→ **REQUEST**: Print all of the lines exactly. Any picture among them stays out.

→ **PROVIDED DATA**:
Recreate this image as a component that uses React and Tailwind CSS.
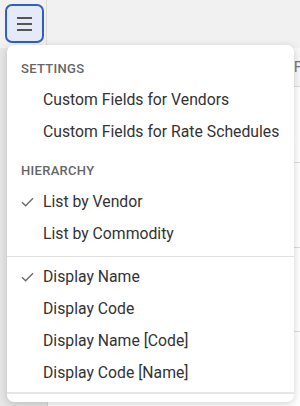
import React from "react";

const Check = () => (
  <svg width="13" height="10" viewBox="0 0 13 10" fill="none" className="shrink-0">
    <path d="M1 5.2 L4.6 8.8 L12 1.2" stroke="#6b6b6b" strokeWidth="1.4" />
  </svg>
);

function Header({ children, className = "" }) {
  return (
    <div className={"h-[30px] flex items-center pl-[14px] text-[13px] font-medium tracking-[0.3px] text-[#666666] " + className}>
      {children}
    </div>
  );
}

function Item({ children, checked }) {
  return (
    <div className="h-8 flex items-center text-[15.75px] text-[#333333]">
      <div className="w-9 pl-[14px] flex items-center">{checked ? <Check /> : null}</div>
      <span>{children}</span>
    </div>
  );
}

export default function App() {
  return (
    <div
      className="relative w-[300px] h-[406px] overflow-hidden bg-[#f1f1f1]"
      style={{ fontFamily: "Roboto, 'Liberation Sans', sans-serif" }}
    >
      <div className="h-12 flex">
        <div className="w-[47px] h-12 border-r border-[#dcdcdc] flex items-start pl-[5px] pt-[4px]">
          <button className="w-[39px] h-[39px] rounded-[7px] border-2 border-[#2f5fc4] bg-[#e4eaf8] flex flex-col items-center justify-center gap-[4px]">
            <span className="block w-[15px] h-[2px] bg-[#555555]" />
            <span className="block w-[15px] h-[2px] bg-[#555555]" />
            <span className="block w-[15px] h-[2px] bg-[#555555]" />
          </button>
        </div>
        <div className="flex-1 bg-[#f1f1f1]" />
      </div>
      <div className="flex h-[358px]">
        <div className="w-[48px] bg-[#e6e6e6] border-r border-[#d8d8d8]" />
        <div className="flex-1 flex flex-col bg-white">
          <div className="h-[39px] bg-[#f7f7f7] border-b border-[#dddddd] flex items-center justify-end overflow-hidden text-[15px] text-[#777]">
            <span className="mr-[-2px]">F</span>
          </div>
          <div className="h-[76px] border-b border-[#dddddd]" />
          <div className="h-[85px] border-b border-[#dddddd]" />
          <div className="h-[84px] border-b border-[#dddddd]" />
          <div className="flex-1" />
        </div>
      </div>

      <div className="absolute left-[7px] top-[45px] w-[287px] h-[357px] bg-white rounded-[7px] shadow-[0_2px_8px_rgba(0,0,0,0.18)] pt-[9px]">
        <Header>SETTINGS</Header>
        <Item>Custom Fields for Vendors</Item>
        <Item>Custom Fields for Rate Schedules</Item>
        <Header className="mt-2">HIERARCHY</Header>
        <Item checked>List by Vendor</Item>
        <Item>List by Commodity</Item>
        <div className="mt-[6px] mb-[4px] h-px bg-[#e0e0e0]" />
        <Item checked>Display Name</Item>
        <Item>Display Code</Item>
        <Item>Display Name [Code]</Item>
        <Item>Display Code [Name]</Item>
        <div className="mt-[3px] h-[2px] bg-[#e6e6e6]" />
      </div>
    </div>
  );
}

→ **RESULT OF THE EXERCISE**:
Recreate this image as a component that uses React and Tailwind CSS.
import React from "react";

const Check = () => (
  <svg width="13" height="10" viewBox="0 0 13 10" fill="none" className="shrink-0">
    <path d="M1 5.2 L4.6 8.8 L12 1.2" stroke="#6b6b6b" strokeWidth="1.4" />
  </svg>
);

function Header({ children, className = "" }) {
  return (
    <div className={"h-[30px] flex items-center pl-[14px] text-[13px] font-medium tracking-[0.3px] text-[#666666] " + className}>
      {children}
    </div>
  );
}

function Item({ children, checked }) {
  return (
    <div className="h-8 flex items-center text-[15.75px] text-[#333333]">
      <div className="w-9 pl-[14px] flex items-center">{checked ? <Check /> : null}</div>
      <span>{children}</span>
    </div>
  );
}

export default function App() {
  return (
    <div
      className="relative w-[300px] h-[406px] overflow-hidden bg-[#f1f1f1]"
      style={{ fontFamily: "Roboto, 'Liberation Sans', sans-serif" }}
    >
      <div className="h-12 flex">
        <div className="w-[47px] h-12 border-r border-[#dcdcdc] flex items-start pl-[5px] pt-[4px]">
          <button className="w-[39px] h-[39px] rounded-[7px] border-2 border-[#2f5fc4] bg-[#e4eaf8] flex flex-col items-center justify-center gap-[4px]">
            <span className="block w-[15px] h-[2px] bg-[#555555]" />
            <span className="block w-[15px] h-[2px] bg-[#555555]" />
            <span className="block w-[15px] h-[2px] bg-[#555555]" />
          </button>
        </div>
        <div className="flex-1 bg-[#f1f1f1]" />
      </div>
      <div className="flex h-[358px]">
        <div className="w-[48px] bg-[#e6e6e6] border-r border-[#d8d8d8]" />
        <div className="flex-1 flex flex-col bg-white">
          <div className="h-[39px] bg-[#f7f7f7] border-b border-[#dddddd] flex items-center justify-end overflow-hidden text-[15px] text-[#777]">
            <span className="mr-[-2px]">F</span>
          </div>
          <div className="h-[76px] border-b border-[#dddddd]" />
          <div className="h-[85px] border-b border-[#dddddd]" />
          <div className="h-[84px] border-b border-[#dddddd]" />
          <div className="flex-1" />
        </div>
      </div>

      <div className="absolute left-[7px] top-[45px] w-[287px] h-[357px] bg-white rounded-[7px] shadow-[0_2px_8px_rgba(0,0,0,0.18)] pt-[9px]">
        <Header>SETTINGS</Header>
        <Item>Custom Fields for Vendors</Item>
        <Item>Custom Fields for Rate Schedules</Item>
        <Header className="mt-2">HIERARCHY</Header>
        <Item checked>List by Vendor</Item>
        <Item>List by Commodity</Item>
        <div className="mt-[6px] mb-[4px] h-px bg-[#e0e0e0]" />
        <Item checked>Display Name</Item>
        <Item>Display Code</Item>
        <Item>Display Name [Code]</Item>
        <Item>Display Code [Name]</Item>
        <div className="mt-[3px] h-[2px] bg-[#e6e6e6]" />
      </div>
    </div>
  );
}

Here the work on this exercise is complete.